アフガニスタンのカブールの空港近くで自爆テロが起き、アフガン人や米兵ら多数が犠牲になった。空港では各国が自国民やこれまで協力してきたアフガン人を退避させる活動中で、警備に当たる米兵らが狙われた。卑劣で許せない蛮行だ。
実権を掌握したイスラム主義組織タリバンと対立関係にある過激派組織「イスラム国」(IS)系勢力の犯行とみられ、タリバンは「強く非難する」との声明を出した。タリバンのメンバー多数も犠牲になったという。
混迷の度合いが一段と深まったと言わざるを得ない。アフガンが再びテロの温床になることは、世界共通の重大な懸念だ。国際社会は結束してアフガンの安定化に取り組まなければならない。
テロを実行したのは、アフガンと隣国パキスタンにまたがる地域の領有を一方的に主張するIS系勢力とみられる。国連の報告書によると、この勢力は近年、支配地をタリバンに次々と奪われたため、カブールなど都市部での爆弾テロに活動の軸を移したという。
世界が注視する空港を標的として存在感を示すことを狙ったと考えられる。アフガン国内には国際テロ組織アルカイダの勢力も残っている。こうした勢力が、混乱の中で勢いづく恐れが強い。
米政府は8月半ば以降、10万人以上を出国させた。日本も航空自衛隊の輸送機を派遣した。米軍が撤退期限とする31日が近づき、米軍の警備に頼る退避活動の余地は狭まっており、安全の確保に一層の注意が必要だ。
また米軍の撤退後も日本を含む各国政府は、アフガンからの出国を望む人が取り残されることなく出国できるように、外交交渉や経済支援などあらゆる手段で尽力する必要がある。
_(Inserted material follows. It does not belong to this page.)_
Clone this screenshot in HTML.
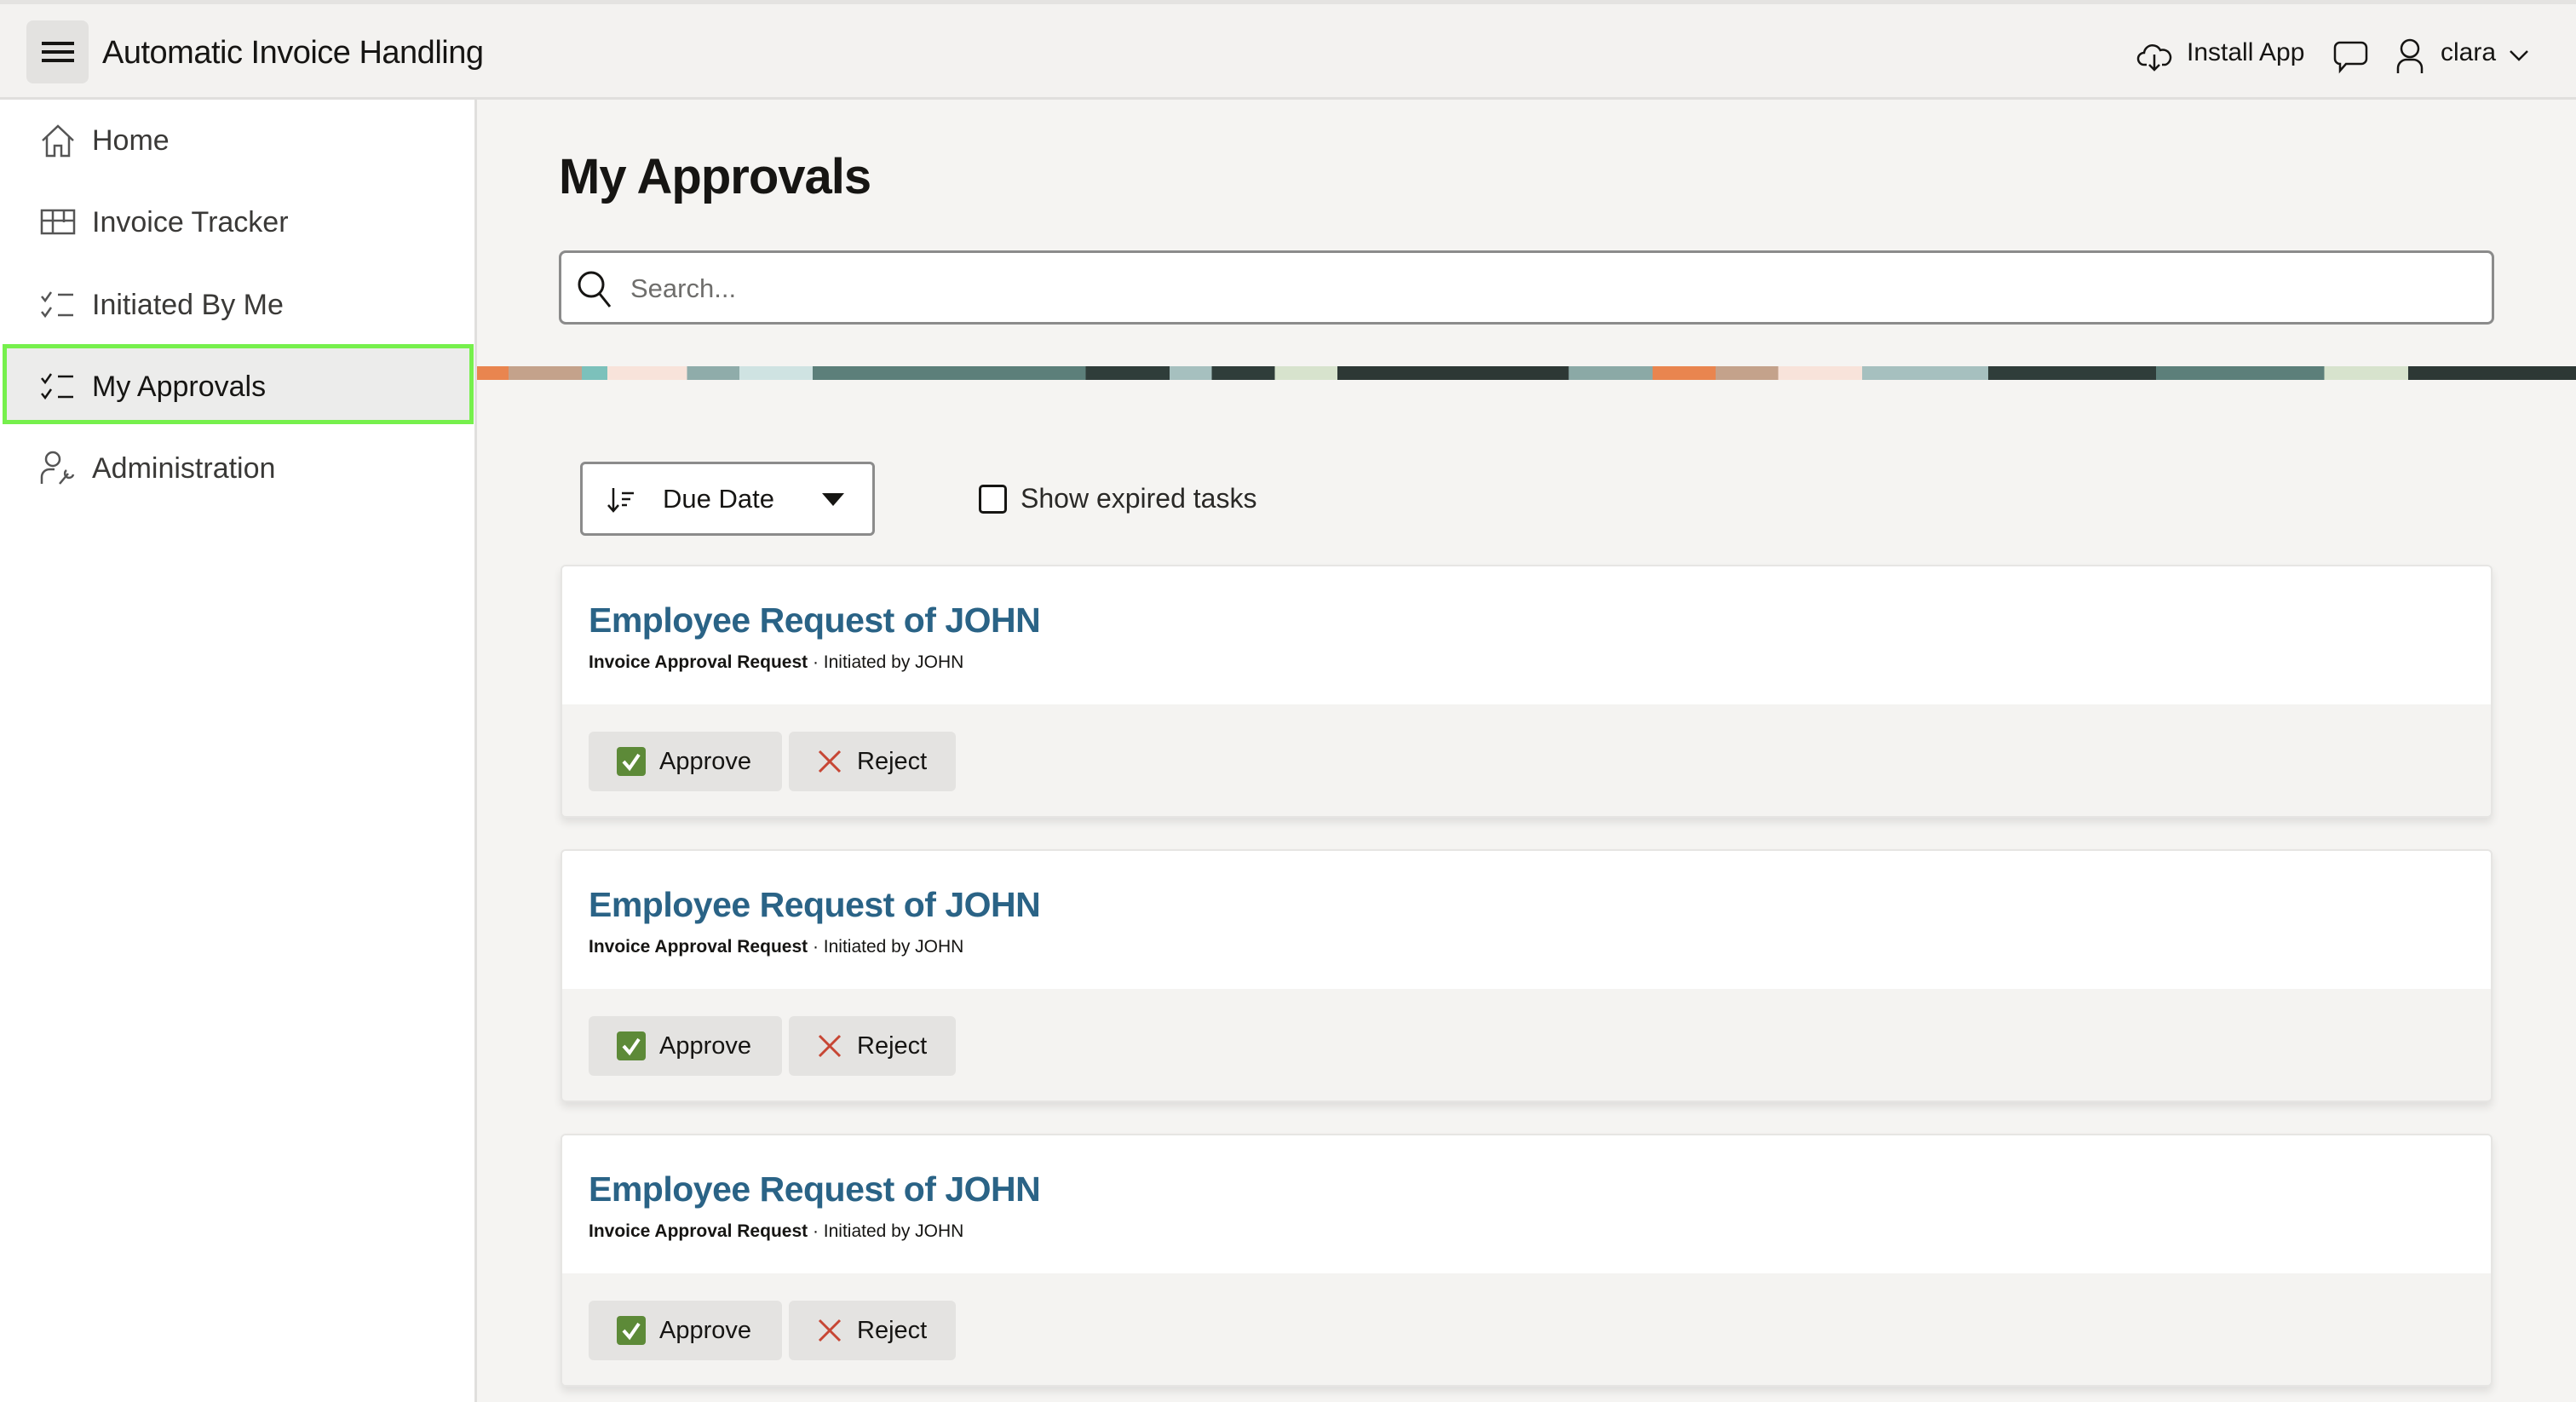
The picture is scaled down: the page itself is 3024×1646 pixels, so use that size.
<!DOCTYPE html>
<html><head><meta charset="utf-8"><style>
*{box-sizing:border-box;margin:0;padding:0}
body{width:3024px;height:1646px;overflow:hidden;background:#f5f4f2;font-family:"Liberation Sans",sans-serif;color:#161513;position:relative}
.top{position:absolute;left:0;top:0;width:3024px;height:117px;background:#f3f2f0;border-top:5px solid #e4e3e1;border-bottom:3px solid #e0dfdd}
.ham{position:absolute;left:31px;top:19px;width:73px;height:74px;background:#e3e2e0;border-radius:8px}
.ham i{position:absolute;left:18px;width:38px;height:4px;background:#161513}
.title{position:absolute;left:120px;top:36px;font-size:38px;letter-spacing:-0.5px}
.side{position:absolute;left:0;top:117px;width:560px;height:1529px;background:#fff;border-right:3px solid #e0dfdd}
.nav{position:absolute;left:46px;font-size:34px;color:#3a3937;display:flex;align-items:center}
.nav svg{width:44px;height:44px;margin-right:18px}
.sel{position:absolute;left:3px;top:287px;width:553px;height:94px;background:#ececeb;border:5px solid #76f04c}
h1{position:absolute;left:656px;top:174px;font-size:58px;font-weight:bold;letter-spacing:-1px}
.search{position:absolute;left:656px;top:294px;width:2272px;height:87px;background:#fff;border:3px solid #8b8b8b;border-radius:8px}
.search span{position:absolute;left:81px;top:24px;font-size:31px;color:#6f6e6c}
.banner{position:absolute;left:560px;top:430px;width:2464px;height:16px;background:linear-gradient(90deg,#e9854f 0 1.5%,#c4a28b 1.5% 5%,#7cc1bb 5% 6.2%,#f8e3da 6.2% 10%,#8facaa 10% 12.5%,#cfe3e2 12.5% 16%,#5c7f7a 16% 29%,#2f3d3a 29% 33%,#a6c0bf 33% 35%,#2f3d3a 35% 38%,#d7e3cd 38% 41%,#2d3835 41% 52%,#8ba9a6 52% 56%,#e9854f 56% 59%,#c4a28b 59% 62%,#f8e3da 62% 66%,#a6c0bf 66% 72%,#2f3d3a 72% 80%,#5c7f7a 80% 88%,#d7e3cd 88% 92%,#2d3835 92% 100%)}
.sort{position:absolute;left:681px;top:542px;width:346px;height:87px;background:#fff;border:3px solid #8b8b8b;border-radius:6px}
.sort span{position:absolute;left:94px;top:23px;font-size:31px}
.chk{position:absolute;left:1149px;top:569px;width:33px;height:34px;border:3px solid #161513;border-radius:5px;background:#fff}
.chkl{position:absolute;left:1198px;top:567px;font-size:32px;color:#2a2927}
.card{position:absolute;left:658px;width:2268px;height:297px;background:#f4f3f1;border:2px solid #e6e5e3;border-radius:6px;box-shadow:0 6px 10px rgba(0,0,0,.09);overflow:hidden}
.card .hd{height:162px;background:#fff}
.card h2{position:absolute;left:31px;top:40px;font-size:41px;font-weight:bold;color:#2a6386;letter-spacing:-0.5px}
.card .sub{position:absolute;left:31px;top:101px;font-size:21px;color:#161513}
.btn{position:absolute;top:194px;height:70px;background:#e4e3e1;border-radius:6px;font-size:29px;display:flex;align-items:center}
</style></head><body>
<div class="top">
<div class="ham"><i style="top:25px"></i><i style="top:35px"></i><i style="top:45px"></i></div>
<div class="title">Automatic Invoice Handling</div>
<svg style="position:absolute;left:2508px;top:41px" width="42" height="42" viewBox="0 0 42 42" fill="none" stroke="#161513" stroke-width="2.5"><path d="M12 30H9a7 7 0 0 1 0-14 10 10 0 0 1 19-3 8 8 0 0 1 6 17h-4"/><path d="M21 18v18M15 30l6 6 6-6"/></svg>
<div style="position:absolute;left:2567px;top:40px;font-size:30px">Install App</div>
<svg style="position:absolute;left:2738px;top:42px" width="42" height="40" viewBox="0 0 42 40" fill="none" stroke="#161513" stroke-width="2.5"><path d="M8 3h26a6 6 0 0 1 6 6v13a6 6 0 0 1-6 6H16l-7 8v-8a6 6 0 0 1-6-6V9a6 6 0 0 1 5-6z"/></svg>
<svg style="position:absolute;left:2813px;top:40px" width="32" height="42" viewBox="0 0 32 42" fill="none" stroke="#161513" stroke-width="2.5"><circle cx="16" cy="12" r="10"/><path d="M2 41v-6a10 10 0 0 1 10-10h8a10 10 0 0 1 10 10v6"/></svg>
<div style="position:absolute;left:2865px;top:40px;font-size:30px">clara</div>
<svg style="position:absolute;left:2945px;top:52px" width="24" height="16" viewBox="0 0 24 16" fill="none" stroke="#161513" stroke-width="2.5"><path d="M2 3l10 10 10-10"/></svg>
</div>
<div class="side">
<div class="sel"></div>
<div class="nav" style="top:26px"><svg viewBox="0 0 44 44" fill="none" stroke="#555" stroke-width="2.5"><path d="M4 22L22 5l18 17M9 18v22h9V28h8v12h9V18"/></svg>Home</div>
<div class="nav" style="top:122px"><svg viewBox="0 0 44 44" fill="none" stroke="#555" stroke-width="2.5"><rect x="3" y="8" width="38" height="27"/><path d="M3 20h38M16 8v27M29 8v14"/></svg>Invoice Tracker</div>
<div class="nav" style="top:219px"><svg viewBox="0 0 44 44" fill="none" stroke="#555" stroke-width="2.5"><path d="M3 12l4 5 7-10M3 30l4 5 7-10M22 10h18M22 34h18"/></svg>Initiated By Me</div>
<div class="nav" style="top:315px;color:#161513"><svg viewBox="0 0 44 44" fill="none" stroke="#161513" stroke-width="2.5"><path d="M3 12l4 5 7-10M3 30l4 5 7-10M22 10h18M22 34h18"/></svg>My Approvals</div>
<div class="nav" style="top:411px"><svg viewBox="0 0 44 44" fill="none" stroke="#555" stroke-width="2.5"><circle cx="16" cy="11" r="8"/><path d="M3 40v-8a9 9 0 0 1 9-9h6M24 40l10-12M32 24a5 5 0 1 0 8 5"/></svg>Administration</div>
</div>
<h1>My Approvals</h1>
<div class="search"><svg style="position:absolute;left:18px;top:20px" width="44" height="46" viewBox="0 0 44 46" fill="none" stroke="#161513" stroke-width="3"><circle cx="17" cy="17" r="14"/><path d="M27 28l12 15"/></svg><span>Search...</span></div>
<div class="banner"></div>
<div class="sort"><svg style="position:absolute;left:28px;top:26px" width="36" height="32" viewBox="0 0 36 32" fill="none" stroke="#161513" stroke-width="2.5"><path d="M8 2v27M2 22l6 7 6-7M18 8h14M18 15h10M18 22h6"/></svg><span>Due Date</span><svg style="position:absolute;left:281px;top:34px" width="26" height="16" viewBox="0 0 26 16"><path d="M0 0h26L13 15z" fill="#161513"/></svg></div>
<div class="chk"></div><div class="chkl">Show expired tasks</div>

<div class="card" style="top:663px"><div class="hd"></div><h2>Employee Request of JOHN</h2><div class="sub"><b>Invoice Approval Request</b> · Initiated by JOHN</div>
<div class="btn" style="left:31px;width:227px"><svg style="margin-left:33px;margin-right:16px" width="34" height="34" viewBox="0 0 34 34"><rect width="34" height="34" rx="4" fill="#5d8a38"/><path d="M8 17l7 8 11-16" fill="none" stroke="#fff" stroke-width="4"/></svg>Approve</div>
<div class="btn" style="left:266px;width:196px"><svg style="margin-left:34px;margin-right:18px" width="28" height="28" viewBox="0 0 28 28"><path d="M2 2l24 24M26 2L2 26" stroke="#c74634" stroke-width="3"/></svg>Reject</div></div>

<div class="card" style="top:997px"><div class="hd"></div><h2>Employee Request of JOHN</h2><div class="sub"><b>Invoice Approval Request</b> · Initiated by JOHN</div>
<div class="btn" style="left:31px;width:227px"><svg style="margin-left:33px;margin-right:16px" width="34" height="34" viewBox="0 0 34 34"><rect width="34" height="34" rx="4" fill="#5d8a38"/><path d="M8 17l7 8 11-16" fill="none" stroke="#fff" stroke-width="4"/></svg>Approve</div>
<div class="btn" style="left:266px;width:196px"><svg style="margin-left:34px;margin-right:18px" width="28" height="28" viewBox="0 0 28 28"><path d="M2 2l24 24M26 2L2 26" stroke="#c74634" stroke-width="3"/></svg>Reject</div></div>

<div class="card" style="top:1331px"><div class="hd"></div><h2>Employee Request of JOHN</h2><div class="sub"><b>Invoice Approval Request</b> · Initiated by JOHN</div>
<div class="btn" style="left:31px;width:227px"><svg style="margin-left:33px;margin-right:16px" width="34" height="34" viewBox="0 0 34 34"><rect width="34" height="34" rx="4" fill="#5d8a38"/><path d="M8 17l7 8 11-16" fill="none" stroke="#fff" stroke-width="4"/></svg>Approve</div>
<div class="btn" style="left:266px;width:196px"><svg style="margin-left:34px;margin-right:18px" width="28" height="28" viewBox="0 0 28 28"><path d="M2 2l24 24M26 2L2 26" stroke="#c74634" stroke-width="3"/></svg>Reject</div></div>
</body></html>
今回、事前にテロ情報がありながら阻止できなかったことはアフガンの今後への不安感をかきたてる。バイデン米大統領はIS系勢力を名指ししてテロの脅威増大の情報があると述べ、米軍撤退期限を延長しない理由の一つに挙げていた。空港周辺を警備するタリバンとも情報を共有していたといい、警備を突破されたのは失敗だと米軍幹部も認めている。
バイデン氏はIS系勢力に「代償を払わせる」として米軍に掃討作戦の立案を指示。米軍はIS系勢力に対し、無人機による攻撃を行ったと発表した。だが、軍事的手段でアフガンの安定を達成できないことは、過去20年間の米軍の駐留で明らかになっている。
優先すべきは、国連を中心にアフガンの安定化を目指す国々が協力する枠組みを再構築することだ。とりわけ中国とロシアの協力を取り付けることが不可欠だ。中ロはそれぞれ、タリバン主導の政権がいずれできることを想定し、タリバンと関係づくりを進めてきた。外交官のカブール退避を急いだ日米欧と異なり、中ロの大使館は業務を続けている。今後のアフガンで、影響力を強めることは必至だ。
日米欧の先進7カ国(G7)はオンライン形式で開いた緊急首脳会議で「女性や少数派を含む全アフガン人の人権擁護を要求する」「アフガンを再びテロの温床にしてはならない」との声明を採択した。中国やロシアは人権や民主化を巡ってG7と隔たりがあるが、「テロの温床にしない」という点では手を携えることができるはずだ。